I don’t know if Petr was objecting to the nested-for-loop part or just reusing the handle (that’s not that weird in other languages, is it?). You could avoid the former with

for line in f:
    if re.match(DEPENDENCY_BLOCK_MARKER, line):
        break

for line in f:
    if not line.startswith("#"):
        break
    line = line.split(" # ", maxsplit=1)[0]
    line = line[1:].strip()
    if not line:
        break
    yield Requirement(line)

Which is just a rearrangement of the current example [1].


  1. obviously not critical to the PEP, just noticed while reading ↩︎

True. The nested loop was (I think) a holdover from when it was possible to have multiple blocks in the file. Having formally said that only the first valid block needs to be parsed does make the code less tricky.

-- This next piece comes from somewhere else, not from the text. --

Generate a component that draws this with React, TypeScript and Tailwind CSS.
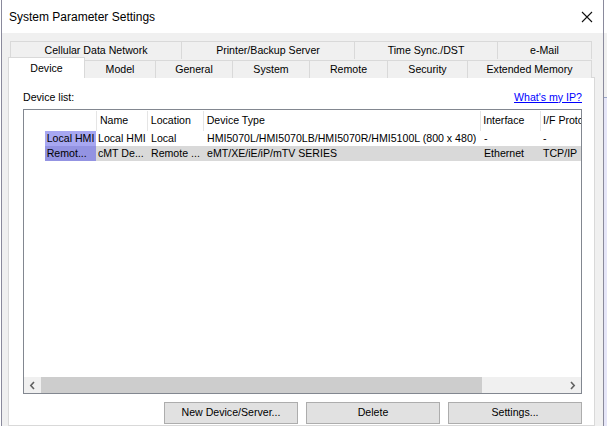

There’s something a little unnerving in the first loop in your version, though. I think it’s because if there’s no dependency block, the second loop still gets executed (although it does nothing because we’re at EOF). Personally, I’d want to add comments to your version whereas I didn’t feel the need with mine. It’s very much just a coding style question, though.

But I don’t think this is what Petr was talking about, because both versions seem to me to be equally translatable (or not) to other languages.

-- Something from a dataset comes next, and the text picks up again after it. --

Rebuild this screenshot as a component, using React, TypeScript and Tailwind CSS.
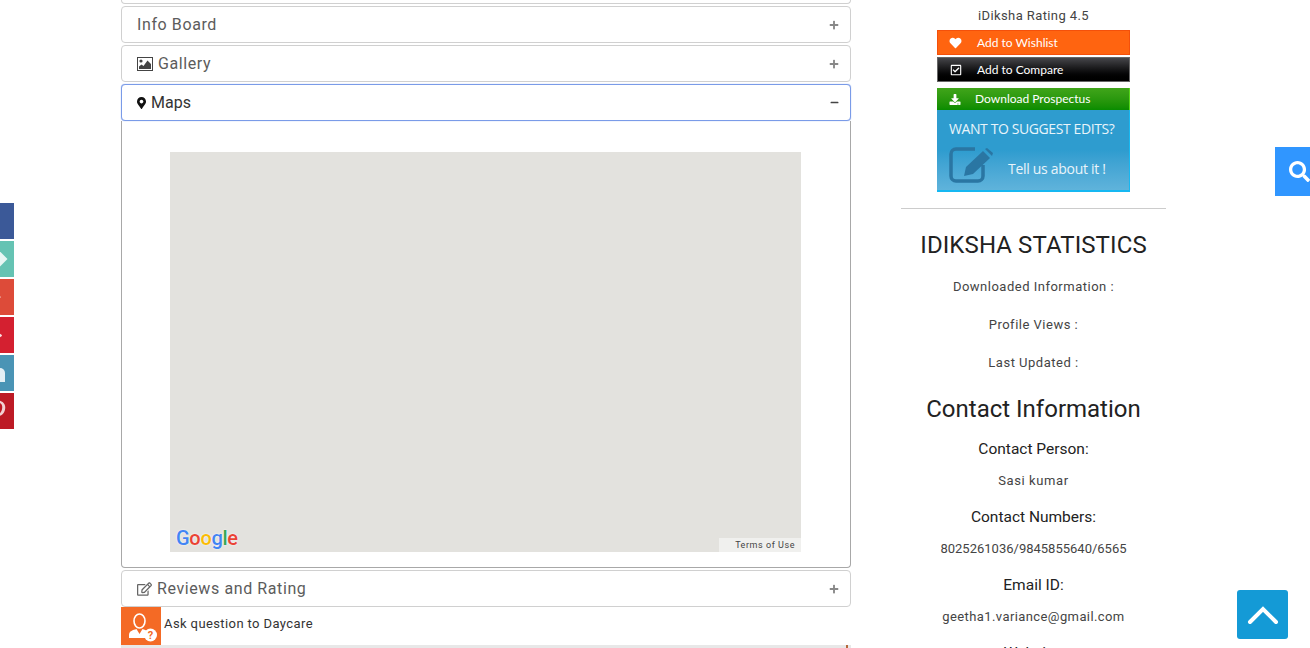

Edit: I decided to go with your version, with a couple of comments, it is cleaner. Thanks. I also fixed a bug with the empty line handling (break rather than continue, terminating the block prematurely).

3 Likes

Running your reference implementation on the example you give only obtains:

rich
requests

Is it intended to stop on comment lines/blank lines? Or should that be continue instead of break after the split?

Edit: I think you edited to fix this as I replied.

1 Like

I’ve update the implementation in viv to use this revised spec.

I did however modify the reference implementation in the currently rendered version since based on the reading of the spec I think it’s supposed to continue rather than break on comment-only lines, but I might be misinterpreting the expected behavior.

Folks can test locally using python3 <(curl -fsSL viv.dayl.in/viv.py) run --script ./script_w_deps_block.py if they’d like.